*Task prompt*:
Make an exact copy of the data below, leaving out every picture.

--- START OF Supplied material ---

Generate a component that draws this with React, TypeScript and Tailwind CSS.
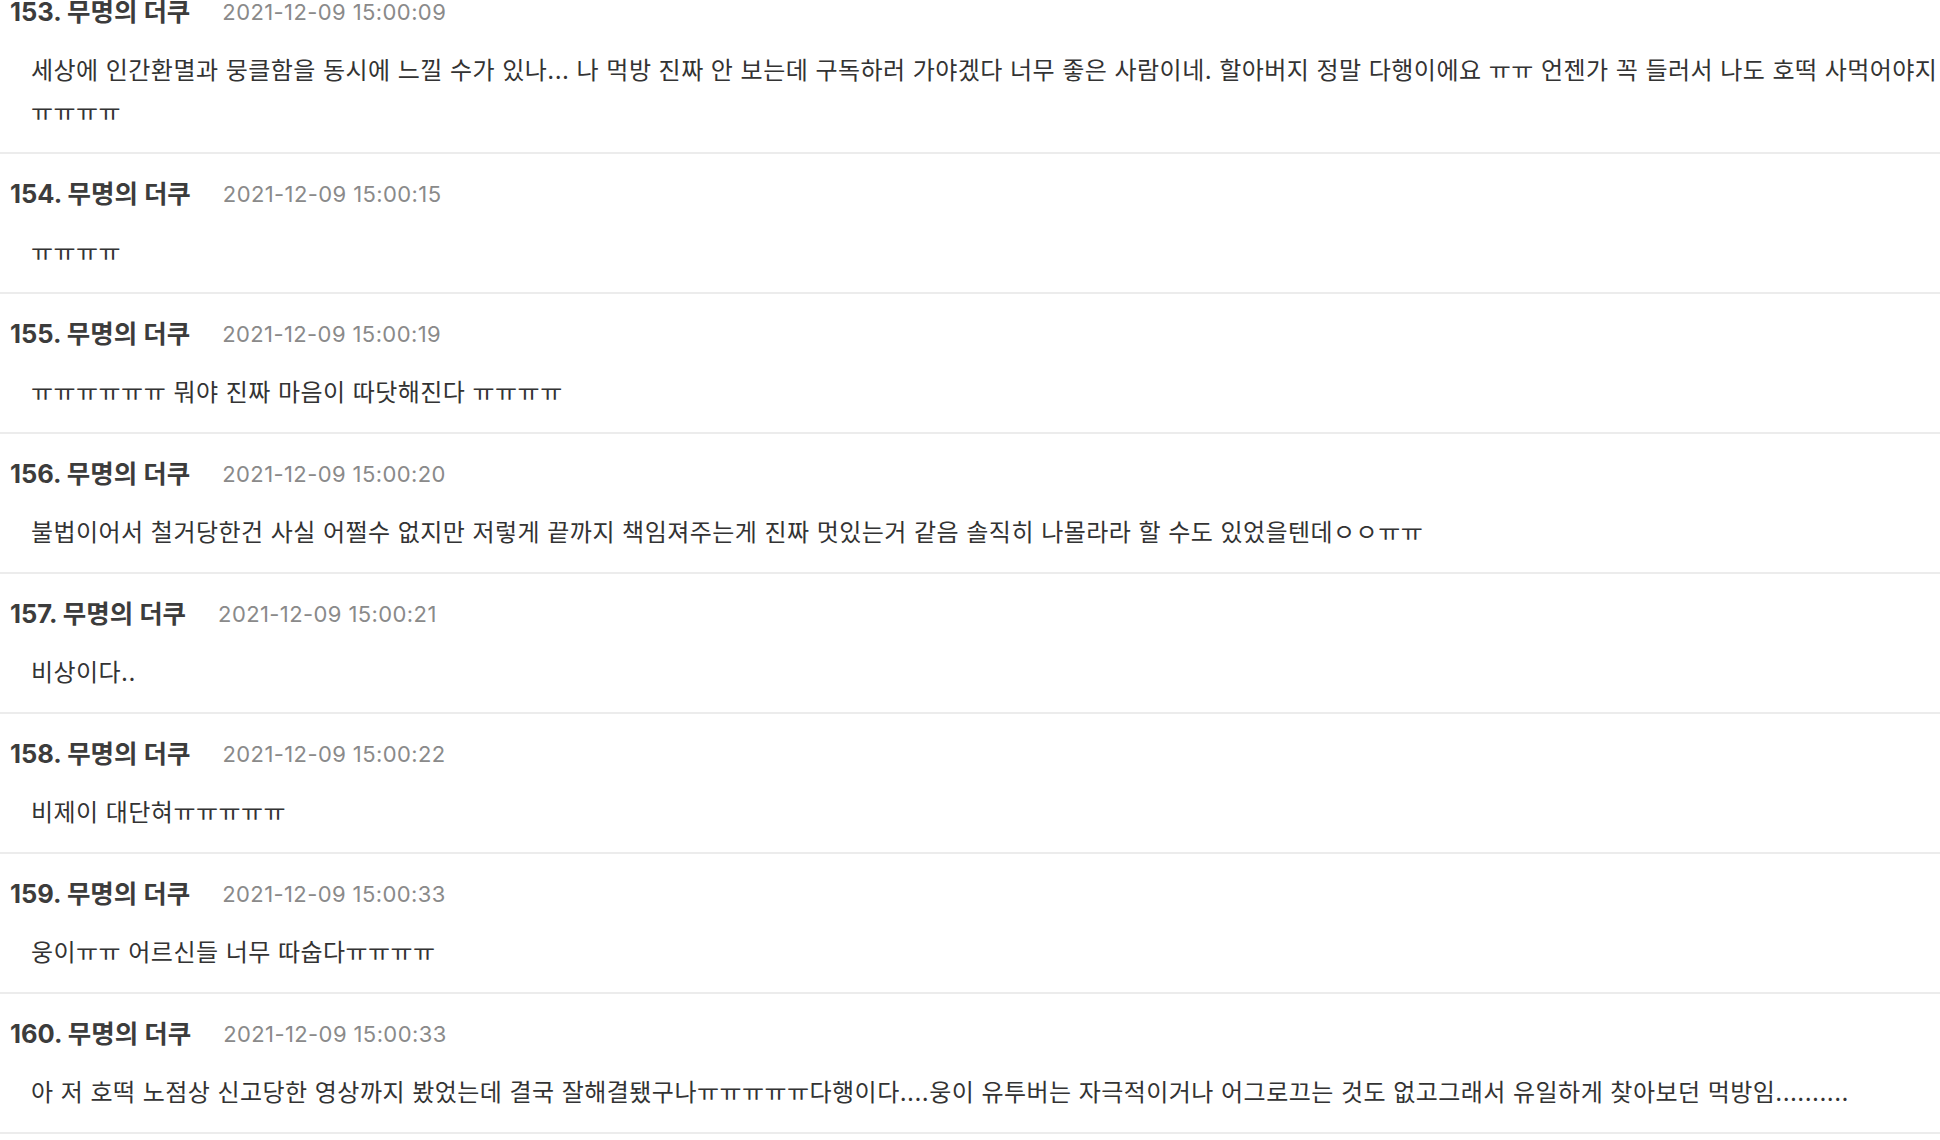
import React from "react";

type Comment = { no: number; date: string; body: string };

const comments: Comment[] = [
  {
    no: 153,
    date: "2021-12-09 15:00:09",
    body: "세상에 인간환멸과 뭉클함을 동시에 느낄 수가 있나... 나 먹방 진짜 안 보는데 구독하러 가야겠다 너무 좋은 사람이네. 할아버지 정말 다행이에요 ㅠㅠ 언젠가 꼭 들러서 나도 호떡 사먹어야지 ㅠㅠㅠㅠ",
  },
  { no: 154, date: "2021-12-09 15:00:15", body: "ㅠㅠㅠㅠ" },
  { no: 155, date: "2021-12-09 15:00:19", body: "ㅠㅠㅠㅠㅠㅠ 뭐야 진짜 마음이 따닷해진다 ㅠㅠㅠㅠ" },
  {
    no: 156,
    date: "2021-12-09 15:00:20",
    body: "불법이어서 철거당한건 사실 어쩔수 없지만 저렇게 끝까지 책임져주는게 진짜 멋있는거 같음 솔직히 나몰라라 할 수도 있었을텐데ㅇㅇㅠㅠ",
  },
  { no: 157, date: "2021-12-09 15:00:21", body: "비상이다.." },
  { no: 158, date: "2021-12-09 15:00:22", body: "비제이 대단혀ㅠㅠㅠㅠㅠ" },
  { no: 159, date: "2021-12-09 15:00:33", body: "웅이ㅠㅠ 어르신들 너무 따숩다ㅠㅠㅠㅠ" },
  {
    no: 160,
    date: "2021-12-09 15:00:33",
    body: "아 저 호떡 노점상 신고당한 영상까지 봤었는데 결국 잘해결됐구나ㅠㅠㅠㅠㅠ다행이다....웅이 유투버는 자극적이거나 어그로끄는 것도 없고그래서 유일하게 찾아보던 먹방임..........",
  },
];

export default function App() {
  return (
    <div className="w-[1940px] h-[1140px] overflow-hidden bg-white font-['Inter','Noto_Sans_CJK_KR',sans-serif]">
      <div className="-mt-[28px]">
        {comments.map((c) => (
          <div key={c.no} className="border-b-2 border-[#ececec] pt-[18px] pb-[18px]">
            <div className="flex items-center h-[44px] pl-[10px]">
              <span className="text-[25.5px] font-bold text-[#3c3c3c] leading-[44px]">
                {c.no}. 무명의 더쿠
              </span>
              <span className="ml-[32px] text-[22px] tracking-[0.4px] text-[#8a8a8a] leading-[44px]">{c.date}</span>
            </div>
            <div className="mt-[16px] pl-[31px] text-[24px] tracking-[0.45px] leading-[42px] text-[#333333]">
              {c.body}
            </div>
          </div>
        ))}
      </div>
    </div>
  );
}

--- END OF Supplied material ---

*Expected output*:
Generate a component that draws this with React, TypeScript and Tailwind CSS.
import React from "react";

type Comment = { no: number; date: string; body: string };

const comments: Comment[] = [
  {
    no: 153,
    date: "2021-12-09 15:00:09",
    body: "세상에 인간환멸과 뭉클함을 동시에 느낄 수가 있나... 나 먹방 진짜 안 보는데 구독하러 가야겠다 너무 좋은 사람이네. 할아버지 정말 다행이에요 ㅠㅠ 언젠가 꼭 들러서 나도 호떡 사먹어야지 ㅠㅠㅠㅠ",
  },
  { no: 154, date: "2021-12-09 15:00:15", body: "ㅠㅠㅠㅠ" },
  { no: 155, date: "2021-12-09 15:00:19", body: "ㅠㅠㅠㅠㅠㅠ 뭐야 진짜 마음이 따닷해진다 ㅠㅠㅠㅠ" },
  {
    no: 156,
    date: "2021-12-09 15:00:20",
    body: "불법이어서 철거당한건 사실 어쩔수 없지만 저렇게 끝까지 책임져주는게 진짜 멋있는거 같음 솔직히 나몰라라 할 수도 있었을텐데ㅇㅇㅠㅠ",
  },
  { no: 157, date: "2021-12-09 15:00:21", body: "비상이다.." },
  { no: 158, date: "2021-12-09 15:00:22", body: "비제이 대단혀ㅠㅠㅠㅠㅠ" },
  { no: 159, date: "2021-12-09 15:00:33", body: "웅이ㅠㅠ 어르신들 너무 따숩다ㅠㅠㅠㅠ" },
  {
    no: 160,
    date: "2021-12-09 15:00:33",
    body: "아 저 호떡 노점상 신고당한 영상까지 봤었는데 결국 잘해결됐구나ㅠㅠㅠㅠㅠ다행이다....웅이 유투버는 자극적이거나 어그로끄는 것도 없고그래서 유일하게 찾아보던 먹방임..........",
  },
];

export default function App() {
  return (
    <div className="w-[1940px] h-[1140px] overflow-hidden bg-white font-['Inter','Noto_Sans_CJK_KR',sans-serif]">
      <div className="-mt-[28px]">
        {comments.map((c) => (
          <div key={c.no} className="border-b-2 border-[#ececec] pt-[18px] pb-[18px]">
            <div className="flex items-center h-[44px] pl-[10px]">
              <span className="text-[25.5px] font-bold text-[#3c3c3c] leading-[44px]">
                {c.no}. 무명의 더쿠
              </span>
              <span className="ml-[32px] text-[22px] tracking-[0.4px] text-[#8a8a8a] leading-[44px]">{c.date}</span>
            </div>
            <div className="mt-[16px] pl-[31px] text-[24px] tracking-[0.45px] leading-[42px] text-[#333333]">
              {c.body}
            </div>
          </div>
        ))}
      </div>
    </div>
  );
}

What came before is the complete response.